The biggest mistake new investors make is failing to properly evaluate the costs and cash flow. They get excited about the potential returns but don't do enough due diligence. This often leads to properties that end up costing more than they generate. My advice is to find a mentor, someone who has experience with real estate investing. Work with them to evaluate potential deals and learn how to accurately assess if a property will be a profitable investment or not.

Sure, there’s no easy money but once you get the hang of it, building wealth through real estate becomes easier. You can use the equity and cash flow from your initial investments to acquire more properties. Over time, your real estate portfolio expands, and so do your returns. The key is starting small, learning the ropes, and always making sure the numbers work in your favor before moving forward with a deal. If you do that, you'll be well on your way to becoming a successful real estate investor!

Amazing Wealth Building Strategy: Real Estate Investing

Well, there you have it, folks! Real estate investing can be an amazing wealth-building strategy, but you've gotta be smart. Do your homework, find a mentor, and focus on cash flow - not appreciation.

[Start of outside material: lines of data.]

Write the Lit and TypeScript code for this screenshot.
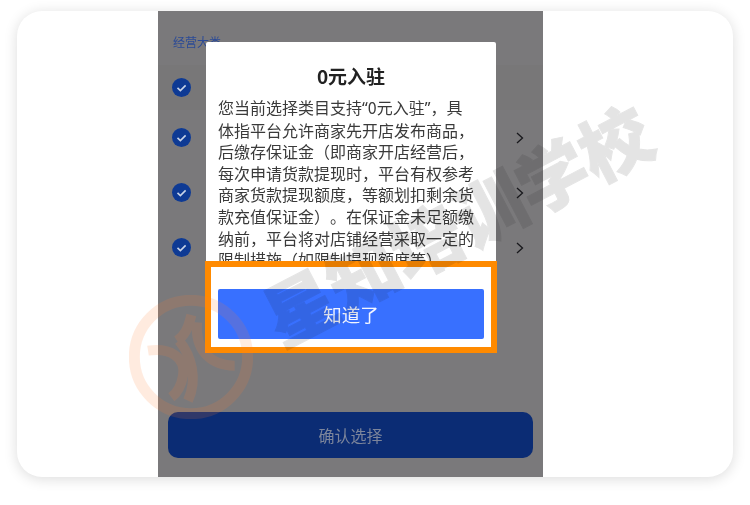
import { LitElement, html, css, svg } from "lit";
import { customElement } from "lit/decorators.js";

const LINES = [
  html`您当前选择类目支持<span class="q">“</span>0元入驻<span class="q">”</span>，具`,
  "体指平台允许商家先开店发布商品，",
  "后缴存保证金（即商家开店经营后，",
  "每次申请货款提现时，平台有权参考",
  "商家货款提现额度，等额划扣剩余货",
  "款充值保证金）。在保证金未足额缴",
  "纳前，平台将对店铺经营采取一定的",
  "限制措施（如限制提现额度等）",
];

@customElement("app-root")
export class AppRoot extends LitElement {
  static styles = css`
    :host {
      display: block;
      width: 750px;
      height: 505px;
      background: #fff;
      font-family: "Noto Sans CJK SC", "Noto Sans", sans-serif;
      overflow: hidden;
      text-spacing-trim: space-all;
    }
    .stage {
      position: relative;
      height: 505px;
      padding: 11px 17px 28px;
      box-sizing: border-box;
    }
    .card {
      height: 466px;
      border-radius: 25px;
      background: #fff;
      box-shadow: 0 2px 14px rgba(0, 0, 0, 0.14);
      display: flex;
      padding-left: 141px;
      overflow: hidden;
    }
    .phone {
      position: relative;
      width: 385px;
      background: #7a797b;
      display: flex;
      flex-direction: column;
      filter: blur(0.3px);
    }
    .phone-top {
      flex: none;
      padding: 22px 15px 0;
      height: 54px;
      box-sizing: border-box;
      font-size: 12px;
      line-height: 18px;
      color: #2b4a96;
    }
    .rows {
      flex: 1;
      display: flex;
      flex-direction: column;
    }
    .row {
      display: flex;
      align-items: center;
      justify-content: space-between;
      height: 55px;
      padding: 0 19px 0 14px;
    }
    .row.first {
      height: 45px;
      background: #787778;
    }
    .check {
      width: 19px;
      height: 19px;
      display: block;
    }
    .chev {
      width: 8px;
      height: 12px;
      display: block;
    }
    .confirm {
      flex: none;
      height: 46px;
      margin: 0 10px 19px;
      border-radius: 10px;
      background: #0b2c74;
      color: #7c859b;
      font-size: 16px;
      display: flex;
      align-items: center;
      justify-content: center;
    }
    .modal {
      position: absolute;
      left: 48px;
      top: 31px;
      width: 290px;
      height: 311px;
      background: #fff;
      border-radius: 2px;
      display: flex;
      flex-direction: column;
    }
    .title {
      flex: none;
      margin-top: 20px;
      height: 28px;
      line-height: 28px;
      text-align: center;
      font-size: 19px;
      font-weight: 600;
      color: #222;
    }
    .body {
      flex: 1;
      min-height: 0;
      margin-top: 7px;
      padding: 0 12px;
      overflow: hidden;
      font-size: 16px;
      line-height: 21.6px;
      color: #3a3a3a;
      white-space: nowrap;
    }
    .line {
      display: block;
    }
    .q {
      font-family: "Noto Sans", sans-serif;
    }
    .action {
      flex: none;
      height: 92px;
      margin: 0 -1px;
      border: 6px solid #ff8a00;
      background: #fff;
      padding: 22px 7px 8px;
      display: flex;
      box-sizing: border-box;
    }
    .know {
      flex: 1;
      background: #3870ff;
      border-radius: 2px;
      color: #f2f5ff;
      font-size: 18.5px;
      display: flex;
      align-items: center;
      justify-content: center;
    }
    .wm {
      position: absolute;
      left: 243px;
      top: 182px;
      width: 426px;
      font-size: 71px;
      line-height: 80px;
      font-weight: 900;
      white-space: nowrap;
      color: #141414;
      opacity: 0.11;
      -webkit-text-stroke: 1px #141414;
      transform: rotate(-27.5deg);
      pointer-events: none;
    }
    .logo {
      position: absolute;
      left: 129px;
      top: 295px;
      width: 124px;
      height: 124px;
      opacity: 0.15;
      pointer-events: none;
    }
  `;

  private check() {
    return html`<svg class="check" viewBox="0 0 19 19">
      <circle cx="9.5" cy="9.5" r="9.5" fill="#0e3a94"></circle>
      <path d="M5.5 9.8l2.9 2.8 5.2-5.2" fill="none" stroke="#c9d4e8" stroke-width="1.6"></path>
    </svg>`;
  }

  private chev() {
    return html`<svg class="chev" viewBox="0 0 8 12">
      <path d="M1 1l5.5 5L1 11" fill="none" stroke="#18181c" stroke-width="1.3"></path>
    </svg>`;
  }

  render() {
    return html`
      <div class="stage">
        <div class="card">
          <div class="phone">
            <div class="phone-top">经营大类</div>
            <div class="rows">
              <div class="row first">${this.check()}</div>
              <div class="row">${this.check()}${this.chev()}</div>
              <div class="row">${this.check()}${this.chev()}</div>
              <div class="row">${this.check()}${this.chev()}</div>
            </div>
            <div class="confirm">确认选择</div>
            <div class="modal">
              <div class="title">0元入驻</div>
              <div class="body">${LINES.map((l) => html`<span class="line">${l}</span>`)}</div>
              <div class="action"><div class="know">知道了</div></div>
            </div>
          </div>
        </div>
        <svg class="logo" viewBox="28 28 372 372" fill="none" stroke="#ff7d32">
          ${svg`
            <circle cx="214" cy="214" r="170" stroke-width="33"></circle>
            <path d="M85 195C150 185 200 215 190 270C185 300 175 320 155 335" stroke-width="30"></path>
            <path d="M215 88C205 130 195 150 172 165" stroke-width="30"></path>
            <path d="M178 165C215 210 235 280 205 345" stroke-width="30"></path>
            <path d="M232 110C225 190 270 240 345 240" stroke-width="30"></path>
          `}
        </svg>
        <div class="wm">星知培训学校</div>
      </div>
    `;
  }
}
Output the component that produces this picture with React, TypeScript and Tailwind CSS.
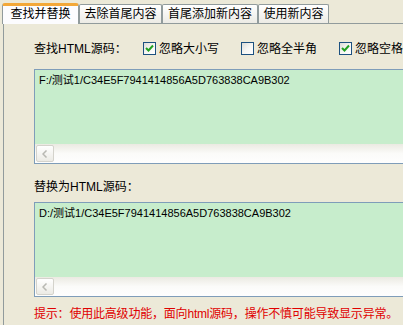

Sure, it takes some work, but with the right property and financing strategy, your rental income and equity can help you achieve financial freedom. I'm living proof this works, but you've gotta lay the foundation first by crushing high-interest debt and educating yourself. Real estate's not for everyone, but if you plan it right, it can help you build serious wealth and even replace your day job income. Hope this gave you some solid tips to dive in - just make sure you've got your personal finances in order first and find an experienced investor to show you the ropes. Trust me, it'll be worth it! Now go make it happen.